A: The application itself did not feel particularly onerous in terms of what we had to submit to the Education Department. A lot of what we submitted was very similar to what we submitted to the state Department of Corrections. I think one of the biggest challenges, and the delays, were simply that nobody really had the structures in place to do the required steps.

So, for example, when the first few colleges in Oregon submitted their applications to the state Department of Corrections, the committee to review the applications didn’t exist yet. So, they had to form those committees. And Oregon is far ahead of many other states in terms of the state Department of Corrections … having an application and being prepared to review those applications. And then, similarly, the accreditors just haven’t had a lot of experience with evaluating higher ed–in–prison programs. So I think a lot of the delays were simply that everybody was trying to figure out, how do we do this?

Q: How did it feel to find out that the program was approved this summer?

A: Very relieving. Because it had been such a long time, I was very concerned that we weren’t going to have funding for fall. And if we did not have federal funding, I was going to have to start looking in the couch cushion, just to be able to make sure that we could continue to have some programming. So, I think relieved was first, but then also really excited to be one of the first in the country, and I think the first program that was newly launched to get through the process [in Oregon]. I am so grateful for the broad support throughout the college because without the full support of our student services, financial aid, admissions and records, all of these people just wanting to expand educational opportunities for this new student population, we wouldn’t be able to be where we are.
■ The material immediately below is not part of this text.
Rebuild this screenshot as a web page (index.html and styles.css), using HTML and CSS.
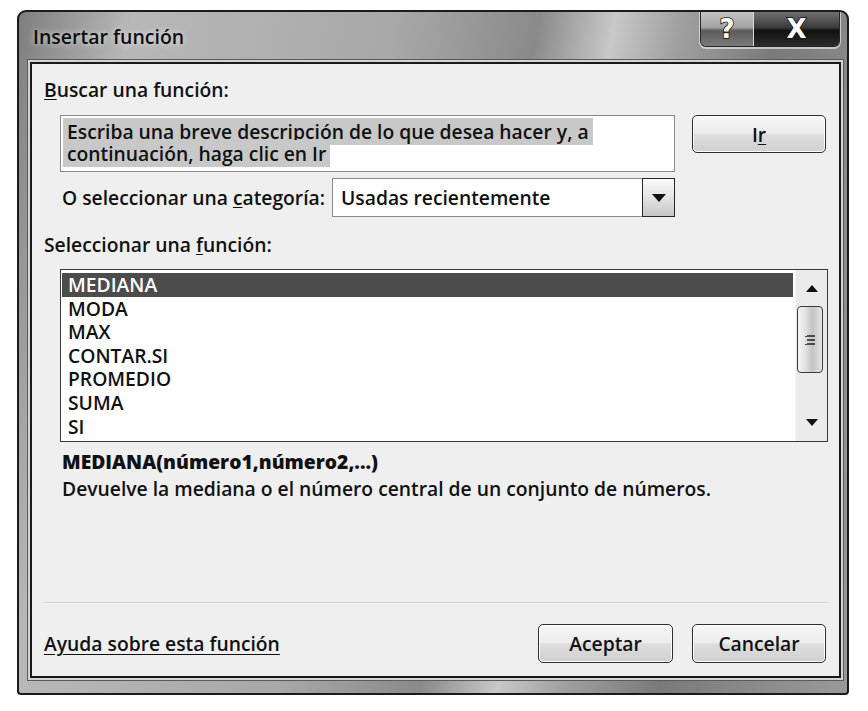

Q: What does this development mean to your students? How did they react to the news?

A: They were super excited [and] probably happy that I was less stressed about it. And for the students to be able to, for example, complete the FAFSA, this means that they have that experience so that … they know how to complete the FAFSA in the future, and they will be better positioned to continue their education if they choose to postrelease … Students express they’re very grateful for the program in general, and the Pell funding is related to that, because that’s what makes it happen. That’s what enables them to be able to be engaging as college students.

Q: What was the FAFSA process like for them?

A: We’ve developed a process so you can complete the FAFSA online, just as all other students do. And so, one of our financial aid advisers, Beth Wright, joined me at Deer Ridge, and we walked through the FAFSA process for students. It involves a little bit of extra hoop jumping since the multifactor authentication process that people have to go through, our students don’t have access to email or cellphones, so the state Department of Corrections has a workaround. They create an email address that we can access … For some students, getting access to some of the documents is challenging. For example, do you have your 2022 tax return? That is not accessible for some students. And so sometimes there are challenges getting paperwork. But over all, many students had it completed in 15 minutes. It was amazing.

Q: What will it mean for your program going forward to have access to this funding? What’s going to change for you and your students?

A: This program exists because of the reinstatement of Pell.

There are many higher ed–in–prison programs that have been in existence for years and have been doing really great work, and they have other funding streams, either philanthropic, through endowments, through grants … It just so happens that again, serendipity, the timing of when I had sabbatical opportunities, Pell reinstatement and COCC support means that we were able to do this more quickly, because I didn’t have to identify alternative funding streams.

Q: How’s the program going so far?

A: Great. All of the students who started are still there, and this is now their third term … other than the one student who [was] released. They’re working really well as a cohort.

There are students who have described reconnecting with family members as a result of this program. One student has an adult daughter who is also in college, and they had some challenges in their relationship with him being incarcerated, but their shared experience as students has reconnected them and they talk every day.

And other students … [who] really left school in any meaningful way by the eighth grade, and now in their mid-30s realize that, No. 1, they’re really good at being students, and No. 2, they really like it. So, [the program is] really transforming how they see themselves in terms of education, and then [provides] just the very practical opportunity to engage with people as people, to be treated and treat others with humanity, as opposed to [as] a state ID number … Our mission is high-quality higher ed throughout our community, and acknowledging that these people are members of our community helps us be a little more aware of how we might serve those needs … I just hope more folks think about how higher ed might play a role in the in the carceral setting … We hear about the school-to-prison pipeline. Perhaps we can reframe that as the prison-to-college pipeline.